No teacher should be fired...instead, all teachers should get a 2% across-the-board cut in salaries and benefits. This will save the jobs of all teachers.
to the last anon poster do you realize that these teachers who most have to study for 6 years or more to become official teachers make about 20,000 less to start than garbage men...
the problem is not cutting salaries or cutting teachers, just cutting unnecessary spending... all of these schools have tons of unused material just rotting in closets and other locations throughout the school and once they become outdated, they throw them out and buy new ones... this whole city school system is just a mess and Bloomberg and his puppet Klein continue to add to the issues...
"do you realize that these teachers who most have to study for 6 years or more to become official teachers make about 20,000 less to start than garbage men..."
- - - - - - - - - -- -
Sanitation workers, like everyone else, work 12 months a year. Teachers only 9 months.
Unlike sanitation workers, however, teachers have advanced degrees and generally have to bring home work on nights and weekends.
the public school playground equipment is usually locked away from the community,unused by children.
while duplicate equipment exists in nearby Park & Recreation play space.
take the unused equipment and add it to the community parks for use.
see P.S.159,at 33rd ave. at 205 street in dist.26, Bayside.
you can observe this duplication at most public schools.
all wasted taxpayer money.
Remember how Bloomy "found" the money to keep the nighttime firehouse closures from happening (conveniently enough after the snowstorm fiasco)?

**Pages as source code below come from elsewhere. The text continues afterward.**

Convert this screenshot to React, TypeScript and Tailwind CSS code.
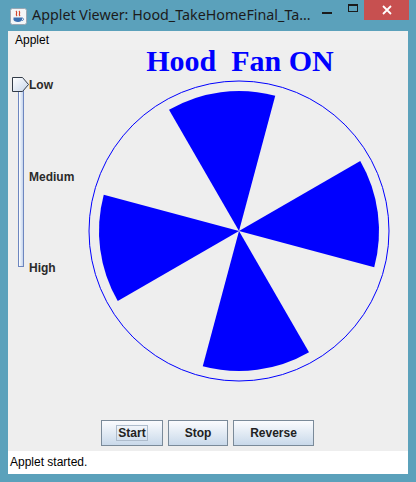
import React from 'react'

const BLUE = '#0000ff'

function wedge(cx: number, cy: number, r: number, a1: number, a2: number) {
    const rad = (a: number) => (a * Math.PI) / 180
    const x1 = cx + r * Math.cos(rad(a1))
    const y1 = cy - r * Math.sin(rad(a1))
    const x2 = cx + r * Math.cos(rad(a2))
    const y2 = cy - r * Math.sin(rad(a2))
    return `M ${cx} ${cy} L ${x1} ${y1} A ${r} ${r} 0 0 0 ${x2} ${y2} Z`
}

const blades = [
    [-15, 30],
    [75, 120],
    [165, 210],
    [255, 300],
]

function Fan() {
    return (
        <svg width={302} height={302} viewBox="0 0 302 302" className="block">
            <circle cx={151} cy={151} r={150} fill="none" stroke={BLUE} strokeWidth={1} />
            {blades.map(([a, b]) => (
                <path key={a} d={wedge(151, 151, 140, a, b)} fill={BLUE} />
            ))}
        </svg>
    )
}

function JavaIcon() {
    return (
        <svg width={17} height={17} viewBox="0 0 17 17">
            <rect x={0.5} y={0.5} width={16} height={16} rx={2} fill="#f4f6f8" stroke="#9aa6b2" />
            <path d="M6 3 C8 5 5 6 7 8 M9 3 C11 5 8 6 10 8" stroke="#d0452b" strokeWidth={1.2} fill="none" />
            <path d="M3.5 9.5 H12 V11.5 C12 13 10.5 14 8 14 C5.5 14 3.5 13 3.5 11.5 Z" fill="#3a6fb0" />
            <path d="M12 10 C14 10 14 12.5 12 12.5" stroke="#3a6fb0" strokeWidth={1} fill="none" />
        </svg>
    )
}

function Slider() {
    return (
        <div className="flex pl-[4px] pt-[27px] w-[80px] shrink-0">
            <div className="relative w-[17px]">
                <div className="ml-[6px] mt-[13px] w-[6px] h-[177px] border border-[#6d86bf] bg-gradient-to-r from-[#ffffff] to-[#c4d4ec]" />
                <svg width={17} height={16} viewBox="0 0 17 16" className="absolute top-0 left-0">
                    <defs>
                        <linearGradient id="th" x1="0" y1="0" x2="1" y2="1">
                            <stop offset="0" stopColor="#ffffff" />
                            <stop offset="1" stopColor="#c7d6ea" />
                        </linearGradient>
                    </defs>
                    <path d="M0.5 0.5 H10.5 L16.5 7.5 L10.5 14.5 H0.5 Z" fill="url(#th)" stroke="#333c48" strokeWidth={1} />
                </svg>
            </div>
            <div className="flex flex-col justify-between pt-[1px] h-[198px] text-[12px] leading-[14px] font-bold text-[#2a2a2a] font-['Liberation_Sans',sans-serif]">
                <span>Low</span>
                <span>Medium</span>
                <span>High</span>
            </div>
        </div>
    )
}

function JButton({ label, w, focused }: { label: string; w: number; focused?: boolean }) {
    return (
        <button
            className="h-[26px] border border-[#7a8a99] bg-gradient-to-b from-[#fbfcfe] to-[#c9d9ea] flex items-center justify-center text-[12px] font-bold text-[#222] font-['Liberation_Sans',sans-serif]"
            style={{ width: w }}
        >
            <span className={focused ? 'border border-[#aebccc] px-[1px] leading-[14px]' : 'leading-[14px]'}>{label}</span>
        </button>
    )
}

export default function App() {
    return (
        <div className="w-[416px] h-[482px] bg-[#5ba1bb] flex flex-col font-['Liberation_Sans',sans-serif]">
            <div className="h-[31px] flex items-start shrink-0">
                <div className="pl-[10px] pt-[8px]">
                    <JavaIcon />
                </div>
                <div className="pl-[5px] pt-[5px] text-[14.3px] leading-[20px] text-[#1b1b1b] font-['Noto_Sans',sans-serif] flex-1 whitespace-nowrap">
                    Applet Viewer: Hood_TakeHomeFinal_Ta...
                </div>
                <div className="w-[30px] h-[20px] flex items-center justify-center">
                    <div className="w-[10px] h-[2px] bg-[#1b1b1b] mt-[6px]" />
                </div>
                <div className="w-[22px] h-[20px] flex items-center justify-center">
                    <div className="w-[10px] h-[8px] border border-t-2 border-[#1b1b1b] mb-[4px]" />
                </div>
                <div className="w-[45px] h-[20px] mr-[7px] bg-[#c75050] flex items-center justify-center">
                    <svg width={10} height={10} viewBox="0 0 10 10">
                        <path d="M1 1 L9 9 M9 1 L1 9" stroke="#ffffff" strokeWidth={1.8} />
                    </svg>
                </div>
            </div>
            <div className="mx-[8px] w-[400px] flex flex-col">
                <div className="h-[19px] bg-[#f0f0f0] pl-[7px] text-[12px] leading-[19px] text-black">Applet</div>
                <div className="h-[401px] bg-[#eeeeee] flex flex-col">
                    <div className="h-[370px] flex">
                        <Slider />
                        <div className="flex flex-col w-[302px]">
                            <div className="h-[30px] pl-[2px] text-center text-[30px] leading-[21px] font-bold text-[#0000ff] font-['Liberation_Serif',serif] whitespace-pre">
                                Hood  Fan ON
                            </div>
                            <Fan />
                        </div>
                    </div>
                    <div className="h-[26px] flex justify-center gap-[5px] pr-[1px]">
                        <JButton label="Start" w={62} focused />
                        <JButton label="Stop" w={60} />
                        <JButton label="Reverse" w={81} />
                    </div>
                </div>
                <div className="h-[23px] bg-white pl-[2px] text-[12px] leading-[23px] text-black">Applet started.</div>
            </div>
        </div>
    )
}
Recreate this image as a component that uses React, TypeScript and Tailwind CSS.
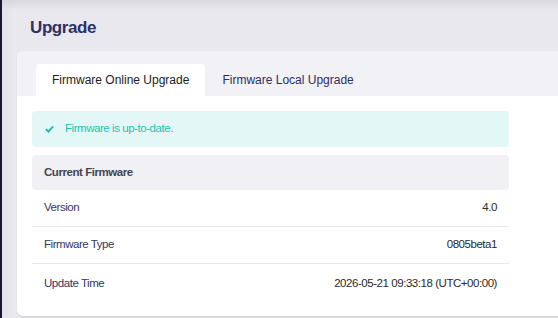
import React from "react";

const rows: [string, string][] = [
  ["Version", "4.0"],
  ["Firmware Type", "0805beta1"],
  ["Update Time", "2026-05-21 09:33:18 (UTC+00:00)"],
];

export default function App() {
  return (
    <div
      className="w-[558px] h-[318px] overflow-hidden flex bg-[#e9e8ee]"
      style={{ fontFamily: '"Liberation Sans", Arial, sans-serif' }}
    >
      <div className="w-[2px] shrink-0 bg-[#161a2b] relative z-10 shadow-[3px_0_10px_rgba(0,0,0,0.12)]" />
      <div className="flex-1 relative flex flex-col">
        <div className="absolute left-0 right-0 top-0 h-[10px] bg-gradient-to-b from-[rgba(0,0,0,0.07)] to-transparent pointer-events-none" />
        <div className="h-[51px] flex items-center pl-[28px] pt-[4px]">
          <h1 className="text-[17px] font-bold tracking-[-0.4px] text-[#2e3068]">Upgrade</h1>
        </div>
        <div className="ml-[15px] w-[560px] h-[265px] bg-white rounded-md shadow-[0_1px_1px_rgba(0,0,0,0.12)] overflow-hidden">
          <div className="h-[45px] bg-[#f2f1f6] flex items-end pl-[19px]">
            <div className="h-[32px] px-[16px] bg-white rounded-t-[3px] flex items-center text-[12px] text-[#1c1c1c]">
              Firmware Online Upgrade
            </div>
            <div className="h-[32px] px-[17px] flex items-center text-[12px] text-[#2e2f5e]">
              Firmware Local Upgrade
            </div>
          </div>
          <div className="pt-[15px] pl-[15px] w-[492px] text-[11.5px] tracking-[-0.45px]">
            <div className="h-[36px] rounded-[4px] bg-[#e3f7f7] flex items-center pl-[13px] text-[#20c4b3]">
              <svg width="9" height="8" viewBox="0 0 10 8" className="mr-[11px]">
                <path d="M1 4.2 L3.8 7 L9 1" fill="none" stroke="#20b8a8" strokeWidth="2" />
              </svg>
              Firmware is up-to-date.
            </div>
            <div className="mt-[8px] h-[35px] rounded-[4px] bg-[#f1f0f5] flex items-center pl-[12px] font-bold text-[#46464f]">
              Current Firmware
            </div>
            {rows.map(([k, v], i) => (
              <div
                key={k}
                className={`h-[37px] flex items-center justify-between px-[12px] ${
                  i < rows.length - 1 ? "border-b border-[#e8e8ec]" : "pt-[2px]"
                }`}
              >
                <span className="text-[#343660]">{k}</span>
                <span className="text-[#2a2a2a]">{v}</span>
              </div>
            ))}
          </div>
        </div>
      </div>
    </div>
  );
}
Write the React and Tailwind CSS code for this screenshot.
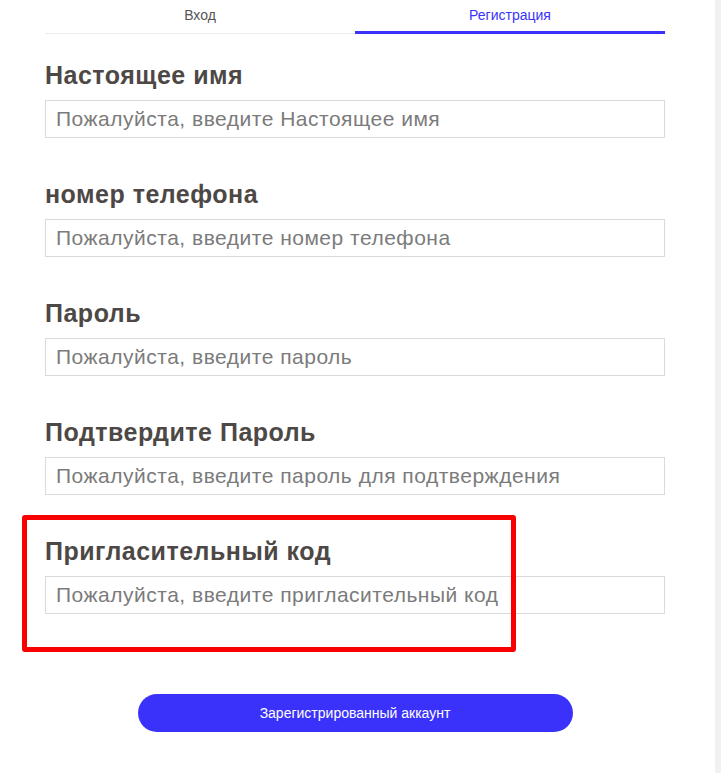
import React, { useState } from 'react';

const fields = [
    { label: 'Настоящее имя', placeholder: 'Пожалуйста, введите Настоящее имя' },
    { label: 'номер телефона', placeholder: 'Пожалуйста, введите номер телефона' },
    { label: 'Пароль', placeholder: 'Пожалуйста, введите пароль', type: 'password' },
    { label: 'Подтвердите Пароль', placeholder: 'Пожалуйста, введите пароль для подтверждения', type: 'password' },
    { label: 'Пригласительный код', placeholder: 'Пожалуйста, введите пригласительный код' },
];

const App = () => {
    const [tab, setTab] = useState('register');

    return (
        <div className="flex min-h-[773px] w-[721px] bg-[#f3f3f3] font-[family-name:'Liberation_Sans',Arial,sans-serif]">
            <div className="relative w-[715px] bg-white pl-[45px] pr-[50px] pb-[41px]">
                {/* Tabs */}
                <div className="flex h-[34px] border-b border-[#ececec]">
                    <button
                        onClick={() => setTab('login')}
                        className={`flex-1 self-start h-[34px] pb-[2px] border-b-[3px] text-[14px] leading-[18px] ${tab === 'login' ? 'text-[#3a32fa] border-[#3a32fa]' : 'text-[#555] border-transparent'}`}
                    >
                        Вход
                    </button>
                    <button
                        onClick={() => setTab('register')}
                        className={`flex-1 self-start h-[34px] pb-[2px] border-b-[3px] text-[14px] leading-[18px] ${tab === 'register' ? 'text-[#3a32fa] border-[#3a32fa]' : 'text-[#555] border-transparent'}`}
                    >
                        Регистрация
                    </button>
                </div>

                {/* Form fields */}
                <div className="mt-[26px] flex flex-col gap-[41px]">
                    {fields.map((f) => (
                        <div key={f.label} className="flex flex-col">
                            <label className="mb-[10px] text-[25px] leading-[30px] font-bold tracking-[0.5px] text-[#4d4845]">{f.label}</label>
                            <input
                                type={f.type || 'text'}
                                placeholder={f.placeholder}
                                className="h-[38px] w-full border border-[#dadada] px-[10px] text-[21px] tracking-[0.5px] text-[#333] outline-none placeholder:text-[#7b7b7b]"
                            />
                        </div>
                    ))}
                </div>

                {/* Highlight box */}
                <div className="pointer-events-none absolute left-[22px] top-[515px] h-[137px] w-[494px] rounded-[3px] border-[5px] border-[#f80000]"></div>

                <div className="mt-[80px] flex justify-center">
                    <button className="h-[38px] w-[435px] rounded-full bg-[#3a32fa] text-[14px] text-white">
                        Зарегистрированный аккаунт
                    </button>
                </div>
            </div>
            <div className="flex-1 bg-[#f1f1f1]"></div>
        </div>
    );
};

export default App;
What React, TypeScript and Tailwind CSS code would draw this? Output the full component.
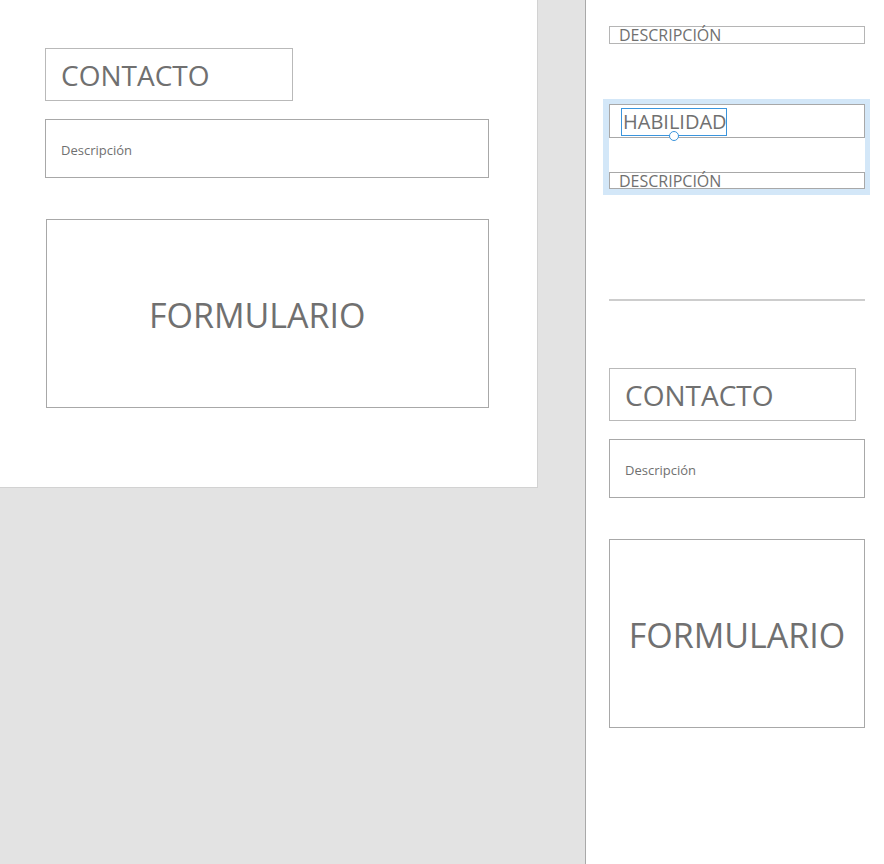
import React from "react";

const font = { fontFamily: '"Open Sans", "Noto Sans", sans-serif' };

export default function App() {
  return (
    <div className="w-[884px] h-[864px] flex overflow-hidden text-[#707070]" style={font}>
      {/* canvas */}
      <div className="w-[585px] h-full bg-[#e3e3e3] shrink-0">
        <div className="w-[538px] h-[488px] bg-white border-r border-b border-[#d2d2d2] pl-[45px] pt-[48px]">
          <div className="w-[248px] h-[53px] border border-[#b9b9b9] flex items-center pl-[15px] pt-[1px]">
            <span className="text-[28px] leading-none">CONTACTO</span>
          </div>
          <div className="mt-[18px] w-[444px] h-[59px] border border-[#a8a8a8] flex items-center pl-[15px] pt-[3px]">
            <span className="text-[13px] leading-none">Descripción</span>
          </div>
          <div className="mt-[41px] ml-[1px] w-[443px] h-[189px] border border-[#a8a8a8] flex items-center pl-[102px] pt-[2px]">
            <span className="text-[34px] leading-none">FORMULARIO</span>
          </div>
        </div>
      </div>
      {/* side panel */}
      <div className="flex-1 h-full bg-white border-l border-[#a9a9a9] pl-[23px] pt-[26px]">
        <div className="w-[256px] h-[18px] border border-[#b5b5b5] flex items-center pl-[9px]">
          <span className="text-[16px] leading-none">DESCRIPCIÓN</span>
        </div>
        <div className="mt-[55px] -ml-[6px] w-[267px] h-[96px] border-l-[6px] border-r-[5px] border-t-[5px] border-b-[6px] border-[#d3e7f8]">
          <div className="relative w-[256px] h-[34px] border border-[#a8a8a8] pl-[11px] pt-[3px]">
            <div className="w-[106px] h-[28px] border border-[#3a94dc] flex items-center pl-[1px]">
              <span className="text-[20px] leading-none">HABILIDAD</span>
            </div>
            <div className="absolute left-[59px] top-[26px] w-[10px] h-[10px] rounded-full border border-[#3a94dc] bg-white" />
          </div>
          <div className="mt-[34px] w-[256px] h-[17px] border border-[#a8a8a8] flex items-center pl-[9px]">
            <span className="text-[16px] leading-none">DESCRIPCIÓN</span>
          </div>
        </div>
        <div className="mt-[104px] w-[256px] h-[2px] bg-[#cdcdcd]" />
        <div className="mt-[67px] w-[247px] h-[53px] border border-[#b9b9b9] flex items-center pl-[15px] pt-[1px]">
          <span className="text-[28px] leading-none">CONTACTO</span>
        </div>
        <div className="mt-[18px] w-[256px] h-[59px] border border-[#a8a8a8] flex items-center pl-[15px] pt-[3px]">
          <span className="text-[13px] leading-none">Descripción</span>
        </div>
        <div className="mt-[41px] w-[256px] h-[189px] border border-[#a8a8a8] flex items-center justify-center pt-[2px]">
          <span className="text-[34px] leading-none">FORMULARIO</span>
        </div>
      </div>
    </div>
  );
}
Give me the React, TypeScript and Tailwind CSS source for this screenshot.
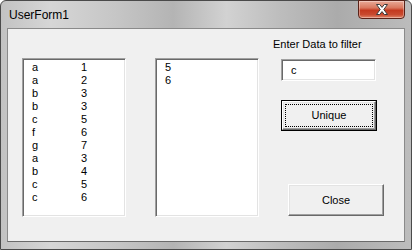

He fired a bunch of Dept. of Education "consultants" earning 6-figure+ salaries. The overspending and waste occurring in the city's top-heavy eduacracy boggles the mind, but the problem is always framed as an "unaccountable, overpaid teacher" problem.
Fire the managers, or give them pay cuts and send them into the classrooms. The latter solution might help classroom sizes from exploding, as under Bloomy's current proposal.
BTW, no city worker works 12 months a year. Uniforms get 3-4 weeks off paid vacation per year depending on TOTJ.
Maybe you want to take that benefit away too and complete the U.S. job market's transition to Dickensian wage slavery. That's just the 'way it is' these days. Man up and take it in the a$$ like the rest of us.
King Bloomberg and the Koch Bros. will obligingly give you what you're asking for. With a smile. No Vaseline.
very simple solution to the cities dollar woes and dealing with the nyc unions. save $300,000,000 mr. mayor and mr. governor and nyc council- consolidate all 115 nyc union administered welfare funds into one group. one building, city owned, because there are hundreds, no more rent over-paying to their parent unions, one set of fund administators, not 115 overpaid, one computer system and personel, not 115 doing union work on taxpayes dollar. Some union funds, such as the UFT haven't been field audited by the nyc comptroller since 1989 and receive over $350,000,000 per year direct tax subsidies each, millions wasted and the governor, mayor, and city council all know this-they are all scared shitless.